With the images removed, repeat the data below exactly.

-- Data section --
************
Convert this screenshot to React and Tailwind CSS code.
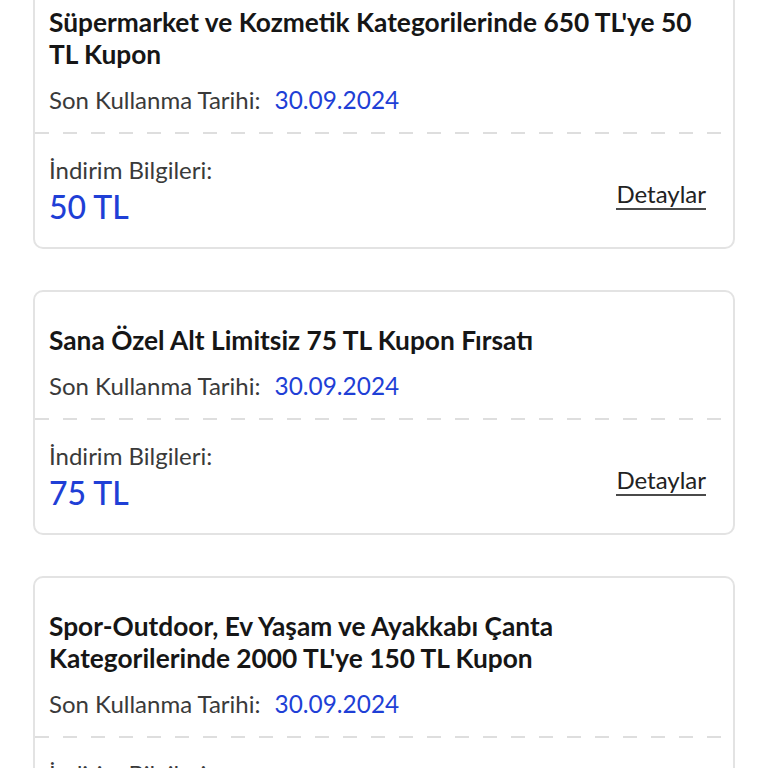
const coupons = [
  {
    id: 1,
    title: "Süpermarket ve Kozmetik Kategorilerinde 650 TL'ye 50 TL Kupon",
    date: '30.09.2024',
    amount: '50 TL',
  },
  {
    id: 2,
    title: 'Sana Özel Alt Limitsiz 75 TL Kupon Fırsatı',
    date: '30.09.2024',
    amount: '75 TL',
  },
  {
    id: 3,
    title: "Spor-Outdoor, Ev Yaşam ve Ayakkabı Çanta Kategorilerinde 2000 TL'ye 150 TL Kupon",
    date: '30.09.2024',
    amount: '150 TL',
  },
]

function CouponCard({ coupon }) {
  return (
    <div className="rounded-[10px] border-2 border-[#e3e3e3] bg-white">
      <div className="pl-[14px] pr-[27px] pt-[32px] pb-[16px]">
        <h3 className="text-[26.3px] font-bold leading-[32px] text-[#161616]">
          {coupon.title}
        </h3>
        <p className="mt-[14px] text-[24px] leading-[32px] text-[#3a3a3a]">
          Son Kullanma Tarihi:
          <span className="ml-[14px] text-[24.4px] text-[#1f3fd6]">{coupon.date}</span>
        </p>
      </div>
      <div className="h-[2px] bg-[linear-gradient(to_right,#dedede_14px,transparent_14px)] bg-[length:28px_2px]" />
      <div className="flex items-end justify-between pl-[14px] pr-[27px] pt-[20px] pb-[23px]">
        <div>
          <p className="text-[24px] leading-[32px] text-[#3a3a3a]">İndirim Bilgileri:</p>
          <p className="mt-[4px] text-[32px] font-medium leading-[34px] text-[#1f3fd6]">
            {coupon.amount}
          </p>
        </div>
        <button
          type="button"
          className="mb-[14px] border-b-2 border-[#4a4a4a] pb-[1px] text-[24px] leading-[26px] text-[#222]"
        >
          Detaylar
        </button>
      </div>
    </div>
  )
}

export default function App() {
  return (
    <div className="h-screen overflow-hidden bg-white font-['Lato',sans-serif]">
      <div className="mx-[33px] mt-[-28px] flex flex-col gap-[41px]">
        {coupons.map((c) => (
          <CouponCard key={c.id} coupon={c} />
        ))}
      </div>
    </div>
  )
}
************
-- Written solution --
Convert this screenshot to React and Tailwind CSS code.
const coupons = [
  {
    id: 1,
    title: "Süpermarket ve Kozmetik Kategorilerinde 650 TL'ye 50 TL Kupon",
    date: '30.09.2024',
    amount: '50 TL',
  },
  {
    id: 2,
    title: 'Sana Özel Alt Limitsiz 75 TL Kupon Fırsatı',
    date: '30.09.2024',
    amount: '75 TL',
  },
  {
    id: 3,
    title: "Spor-Outdoor, Ev Yaşam ve Ayakkabı Çanta Kategorilerinde 2000 TL'ye 150 TL Kupon",
    date: '30.09.2024',
    amount: '150 TL',
  },
]

function CouponCard({ coupon }) {
  return (
    <div className="rounded-[10px] border-2 border-[#e3e3e3] bg-white">
      <div className="pl-[14px] pr-[27px] pt-[32px] pb-[16px]">
        <h3 className="text-[26.3px] font-bold leading-[32px] text-[#161616]">
          {coupon.title}
        </h3>
        <p className="mt-[14px] text-[24px] leading-[32px] text-[#3a3a3a]">
          Son Kullanma Tarihi:
          <span className="ml-[14px] text-[24.4px] text-[#1f3fd6]">{coupon.date}</span>
        </p>
      </div>
      <div className="h-[2px] bg-[linear-gradient(to_right,#dedede_14px,transparent_14px)] bg-[length:28px_2px]" />
      <div className="flex items-end justify-between pl-[14px] pr-[27px] pt-[20px] pb-[23px]">
        <div>
          <p className="text-[24px] leading-[32px] text-[#3a3a3a]">İndirim Bilgileri:</p>
          <p className="mt-[4px] text-[32px] font-medium leading-[34px] text-[#1f3fd6]">
            {coupon.amount}
          </p>
        </div>
        <button
          type="button"
          className="mb-[14px] border-b-2 border-[#4a4a4a] pb-[1px] text-[24px] leading-[26px] text-[#222]"
        >
          Detaylar
        </button>
      </div>
    </div>
  )
}

export default function App() {
  return (
    <div className="h-screen overflow-hidden bg-white font-['Lato',sans-serif]">
      <div className="mx-[33px] mt-[-28px] flex flex-col gap-[41px]">
        {coupons.map((c) => (
          <CouponCard key={c.id} coupon={c} />
        ))}
      </div>
    </div>
  )
}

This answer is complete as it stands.